Level 200: Backup and Restore with Failback for Analytics Workload


  • Randy DeFauw, Principal Solutions Architect
  • Neelam Koshiya, Senior Solutions Architect


In this module, you will go through the Backup and Restore Disaster Recovery (DR) strategy for an analytics workload. To learn more about this DR strategy, you can review this Disaster Recovery blog .

The workload includes streaming ingest and batch processing.

Big Data Workload

In a nutshell, there are three primary data stores, Amazon Simple Storage Service (Amazon S3) , Amazon DynamoDB , and the AWS Glue catalog. The AWS Glue catalog only receives new partitions as updates, and we use a AWS Lambda function to create those when new partitions land in S3. One S3 bucket is receiving streaming data, and another is receiving the output of a nightly batch processing job.

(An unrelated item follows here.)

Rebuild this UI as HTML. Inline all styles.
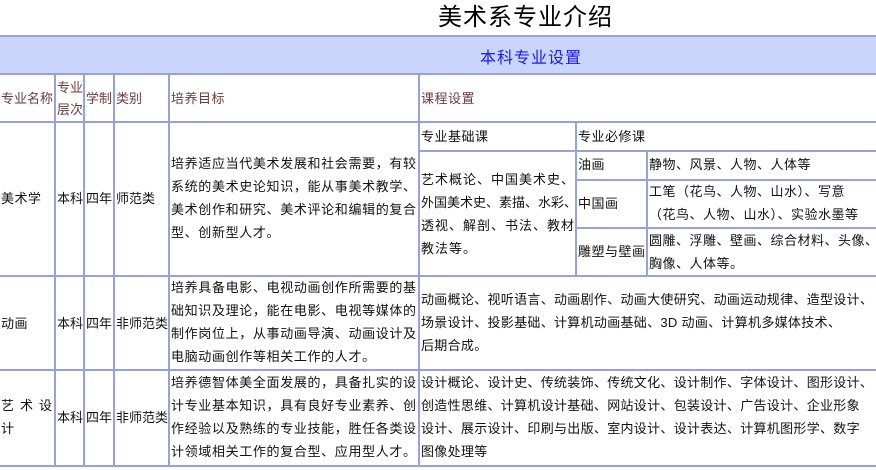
<!DOCTYPE html>
<html><head><meta charset="utf-8"><style>
body{margin:0;width:876px;height:470px;overflow:hidden;background:#fff;position:relative;font-family:"Liberation Sans","Noto Sans CJK SC","WenQuanYi Zen Hei",sans-serif;}
.h{position:absolute;height:2px;background:#97a3d6}
.v{position:absolute;width:2px;background:#97a3d6}
.t{position:absolute;font-size:13px;white-space:nowrap;color:#111;letter-spacing:0.5px;line-height:23px}
.r{color:#6b3b3b}
.p{position:absolute;font-size:13px;line-height:23px;color:#111;white-space:nowrap;letter-spacing:0.65px}
</style></head><body>
<div style="position:absolute;left:438px;top:-3px;font-size:24px;color:#000;letter-spacing:1px">美术系专业介绍</div>
<div style="position:absolute;left:0;top:36px;width:876px;height:38px;background:#c9d5fa"></div>
<div style="position:absolute;left:480px;top:44px;font-size:16px;color:#1a1aff;letter-spacing:1px">本科专业设置</div>
<div class="h" style="left:0;top:35px;width:876px"></div>
<div class="h" style="left:0;top:73px;width:876px"></div>
<div class="h" style="left:0;top:121px;width:876px"></div>
<div class="h" style="left:420px;top:150px;width:456px"></div>
<div class="h" style="left:576px;top:179px;width:300px"></div>
<div class="h" style="left:576px;top:227px;width:300px"></div>
<div class="h" style="left:0;top:275px;width:876px"></div>
<div class="h" style="left:0;top:369px;width:876px"></div>
<div class="h" style="left:0;top:465px;width:876px"></div>
<div class="v" style="left:54px;top:74px;height:392px"></div>
<div class="v" style="left:83px;top:74px;height:392px"></div>
<div class="v" style="left:113px;top:74px;height:392px"></div>
<div class="v" style="left:168px;top:74px;height:392px"></div>
<div class="v" style="left:418px;top:74px;height:392px"></div>
<div class="v" style="left:575px;top:122px;height:154px"></div>
<div class="v" style="left:646px;top:151px;height:125px"></div>
<div class="t r" style="left:1px;top:87px;letter-spacing:0">专业名称</div>
<div class="t r" style="left:57px;top:77px;letter-spacing:0;line-height:22px">专业<br>层次</div>
<div class="t r" style="left:86px;top:87px;letter-spacing:0">学制</div>
<div class="t r" style="left:116px;top:87px;letter-spacing:0">类别</div>
<div class="t r" style="left:171px;top:87px">培养目标</div>
<div class="t r" style="left:421px;top:87px">课程设置</div>
<div class="t" style="left:1px;top:187px">美术学</div>
<div class="t" style="left:57px;top:187px;letter-spacing:0">本科</div>
<div class="t" style="left:86px;top:187px;letter-spacing:0">四年</div>
<div class="t" style="left:116px;top:187px;letter-spacing:0">师范类</div>
<div class="p" style="left:171px;top:152px">培养适应当代美术发展和社会需要，有较<br>系统的美术史论知识，能从事美术教学、<br>美术创作和研究、美术评论和编辑的复合<br>型、创新型人才。</div>
<div class="t" style="left:421px;top:125px">专业基础课</div>
<div class="t" style="left:578px;top:125px">专业必修课</div>
<div class="p" style="left:421px;top:168px;letter-spacing:1px">艺术概论、中国美术史、</div>
<div class="p" style="left:421px;top:191px;letter-spacing:0">外国美术史、素描、水彩、</div>
<div class="p" style="left:421px;top:214px;letter-spacing:1px">透视、解剖、书法、教材<br>教法等。</div>
<div class="t" style="left:578px;top:153px">油画</div>
<div class="t" style="left:649px;top:153px">静物、风景、人物、人体等</div>
<div class="t" style="left:578px;top:192px">中国画</div>
<div class="t" style="left:649px;top:180px">工笔（花鸟、人物、山水）、写意<br>（花鸟、人物、山水）、实验水墨等</div>
<div class="t" style="left:578px;top:240px">雕塑与壁画</div>
<div class="t" style="left:649px;top:229px">圆雕、浮雕、壁画、综合材料、头像、<br>胸像、人体等。</div>
<div class="t" style="left:1px;top:312px">动画</div>
<div class="t" style="left:57px;top:312px;letter-spacing:0">本科</div>
<div class="t" style="left:86px;top:312px;letter-spacing:0">四年</div>
<div class="t" style="left:116px;top:312px;letter-spacing:0">非师范类</div>
<div class="p" style="left:171px;top:276px">培养具备电影、电视动画创作所需要的基<br>础知识及理论，能在电影、电视等媒体的<br>制作岗位上，从事动画导演、动画设计及<br>电脑动画创作等相关工作的人才。</div>
<div class="t" style="left:421px;top:288px;letter-spacing:0.3px">动画概论、视听语言、动画剧作、动画大使研究、动画运动规律、造型设计、<br>场景设计、投影基础、计算机动画基础、3D 动画、计算机多媒体技术、<br>后期合成。</div>
<div class="p" style="left:1px;top:394px;letter-spacing:6px">艺术设<br>计</div>
<div class="t" style="left:57px;top:406px;letter-spacing:0">本科</div>
<div class="t" style="left:86px;top:406px;letter-spacing:0">四年</div>
<div class="t" style="left:116px;top:406px;letter-spacing:0">非师范类</div>
<div class="p" style="left:171px;top:371px">培养德智体美全面发展的，具备扎实的设<br>计专业基本知识，具有良好专业素养、创<br>作经验以及熟练的专业技能，胜任各类设<br>计领域相关工作的复合型、应用型人才。</div>
<div class="t" style="left:421px;top:371px;letter-spacing:0.3px">设计概论、设计史、传统装饰、传统文化、设计制作、字体设计、图形设计、<br>创造性思维、计算机设计基础、网站设计、包装设计、广告设计、企业形象<br>设计、展示设计、印刷与出版、室内设计、设计表达、计算机图形学、数字<br>图像处理等</div>
</body></html>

Both buckets use S3 cross-region replication (CRR) to replicate to the backup region. We use DynamoDB point-in-time-recovery (PITR) to handle the database.

In terms of RTO, the failover process involves detecting the failure, deploying the rest of the infrastructure in the backup region, and switching the AWS Global Accelerator endpoint for data producers. That entire process can be done in as little as 10 minutes once you make the decision to fail over.

For RPO, you will lose whatever data your producers were trying to send to the endpoint from the time it became unhealthy to the time the failover completed. You may also lose some data in the original region that was not successfully replicated by S3 cross-region replication or by DynamoDB point-in-time recovery.

To configure the infrastructure and deploy the application, we will use AWS CloudFormation . CloudFormation is an easy way to speed up cloud provisioning with infrastructure as code.

This workshop takes about two hours to complete. Prior experience with the AWS Console and Linux command line are helpful but not required. You should also have basic familiarity with batch and stream processing architectures on AWS.